Potty training for boys

  • You can start by teaching your child to sit on the toilet before teaching him to stand. Usually parents prefer to teach their son to sit even when he is urinating in the initial stages.
  • When your little one is sitting over the toilet, ask him to keep his legs open. The penis should point downwards when the child is sitting. This prevents injuries and also keeps the urine stream directed.
  • Teaching your son to stand and urinate can be quite tricky. It can also be messy in the beginning. If your spouse or any other trusted male role model is able to demonstrate this to the child, it is much easier.
  • Ask the child to stand in front of the potty seat with his feet a little apart. Ask him to direct the stream of urine into the center of the bowl. If this is difficult for the child to do, you can also throw in a piece of toilet paper into the pot and ask your son to aim at it.
  • If the child is using an adult toilet, you can use a toilet seat insert and give him a stool to place his legs on.

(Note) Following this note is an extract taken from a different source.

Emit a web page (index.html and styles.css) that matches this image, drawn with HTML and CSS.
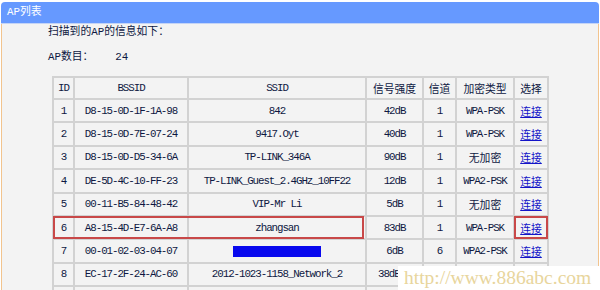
FILE: index.html
```html
<!DOCTYPE html>
<html lang="zh-CN">
<head>
<meta charset="utf-8">
<title>AP列表</title>
<link rel="stylesheet" href="styles.css">
</head>
<body>
<div class="panel">
  <div class="panel-title">AP列表</div>
  <div class="panel-body">
    <p class="line">扫描到的AP的信息如下：</p>
    <p class="line count"><span>AP数目：</span><span class="num">24</span></p>
    <table class="ap-table">
      <colgroup>
        <col class="c-id"><col class="c-bssid"><col class="c-ssid"><col class="c-sig"><col class="c-ch"><col class="c-enc"><col class="c-sel">
      </colgroup>
      <thead>
        <tr><th>ID</th><th>BSSID</th><th>SSID</th><th class="cn">信号强度</th><th class="cn">信道</th><th class="cn">加密类型</th><th class="cn">选择</th></tr>
      </thead>
      <tbody>
        <tr><td>1</td><td>D8-15-0D-1F-1A-98</td><td>842</td><td>42dB</td><td>1</td><td>WPA-PSK</td><td class="cn"><a href="#">连接</a></td></tr>
        <tr><td>2</td><td>D8-15-0D-7E-07-24</td><td>9417.Oyt</td><td>40dB</td><td>1</td><td>WPA-PSK</td><td class="cn"><a href="#">连接</a></td></tr>
        <tr><td>3</td><td>D8-15-0D-D5-34-6A</td><td>TP-LINK_346A</td><td>90dB</td><td>1</td><td class="cn">无加密</td><td class="cn"><a href="#">连接</a></td></tr>
        <tr><td>4</td><td>DE-5D-4C-10-FF-23</td><td>TP-LINK_Guest_2.4GHz_10FF22</td><td>12dB</td><td>1</td><td>WPA2-PSK</td><td class="cn"><a href="#">连接</a></td></tr>
        <tr><td>5</td><td>00-11-B5-84-48-42</td><td>VIP-Mr Li</td><td>5dB</td><td>1</td><td class="cn">无加密</td><td class="cn"><a href="#">连接</a></td></tr>
        <tr><td class="mark mark-first">6</td><td class="mark">A8-15-4D-E7-6A-A8</td><td class="mark mark-last">zhangsan</td><td>83dB</td><td>1</td><td>WPA-PSK</td><td class="cn mark mark-box"><a href="#">连接</a></td></tr>
        <tr><td>7</td><td>00-01-02-03-04-07</td><td><span class="hidden-ssid"></span></td><td>6dB</td><td>6</td><td>WPA2-PSK</td><td class="cn"><a href="#">连接</a></td></tr>
        <tr><td>8</td><td>EC-17-2F-24-AC-60</td><td>2012-1023-1158_Network_2</td><td class="clip"><span>38dB</span></td><td></td><td></td><td></td></tr>
        <tr><td></td><td></td><td></td><td></td><td></td><td></td><td></td></tr>
      </tbody>
    </table>
  </div>
  <div class="watermark">http://www.886abc.com</div>
</div>
</body>
</html>
```
FILE: styles.css
```css
html, body {
  margin: 0;
  padding: 0;
  background: #ffffff;
  overflow: hidden;
  height: 290px;
}

body {
  font-family: "Liberation Mono", "Noto Sans CJK SC", monospace;
  font-size: 10.8px;
  color: #0e1842;
}

.panel {
  position: relative;
  margin: 2px 1px 0 1px;
  height: 288px;
}

.panel-title {
  height: 21px;
  line-height: 21px;
  background: #6699ff;
  color: #ffffff;
  padding-left: 6px;
  border-radius: 4px 4px 0 0;
  border-bottom: 1px solid #c4d4f6;
}

.panel-body {
  background: #f3f3f3;
  border-left: 1px solid #f2c48e;
  border-right: 1px solid #f2c48e;
  padding: 0 0 0 46px;
  height: 266px;
}

.line {
  margin: 0;
  line-height: 14px;
}

.line:first-child {
  padding-top: 1px;
}

.count {
  margin-top: 11px;
}

.count .num {
  margin-left: 22px;
}

.ap-table {
  margin: 12px 0 0 4px;
  border-collapse: collapse;
  table-layout: fixed;
  width: 495px;
  letter-spacing: -1.05px;
}

.c-id { width: 21px; }
.c-bssid { width: 114px; }
.c-ssid { width: 178px; }
.c-sig { width: 57px; }
.c-ch { width: 33px; }
.c-enc { width: 58px; }
.c-sel { width: 34px; }

.ap-table th,
.ap-table td {
  border: 2px solid #d2d2d2;
  padding: 0;
  text-align: center;
  font-weight: normal;
  white-space: nowrap;
  overflow: visible;
}

.ap-table th {
  height: 20px;
}

.ap-table td {
  height: 21.4px;
}

.ap-table .cn {
  letter-spacing: 0;
}

.ap-table a {
  color: #1414c8;
  text-decoration: underline;
}

.ap-table td.mark {
  position: relative;
}

.ap-table td.mark::after {
  content: "";
  position: absolute;
  top: -1px;
  bottom: -1px;
  left: -1px;
  right: -1px;
  border-top: 2px solid #c84848;
  border-bottom: 2px solid #c84848;
  pointer-events: none;
}

.ap-table td.mark-first::after {
  border-left: 2px solid #c84848;
}

.ap-table td.mark-last::after {
  right: 1px;
  border-right: 2px solid #c84848;
}

.ap-table td.mark-box::after {
  border-left: 2px solid #c84848;
  border-right: 2px solid #c84848;
}

.ap-table td.clip {
  text-align: left;
  padding-left: 11px;
}

.hidden-ssid {
  display: inline-block;
  width: 88px;
  height: 11px;
  background: #0808ee;
  vertical-align: middle;
}

.watermark {
  position: absolute;
  right: -1px;
  bottom: 0;
  width: 196px;
  height: 24px;
  padding-left: 6px;
  background: #ffffff;
  font-family: "Liberation Serif", serif;
  font-size: 19.5px;
  line-height: 24px;
  color: #e8d59c;
  letter-spacing: 0;
}
```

When you are potty training your child, you need to be very appreciative. Make each potty training session a big deal. When he or she uses the toilet seat correctly, do not forget to praise them in abundance.

You must also appraise the habit of washing the hands when you begin potty training your child. There are also several children’s books that become great potty training aids for little ones. You can even talk to your child about the importance of personal hygiene when you start potty training. In case there are any accidents, tell kids that it is all right and encourage them to continue using the toilet.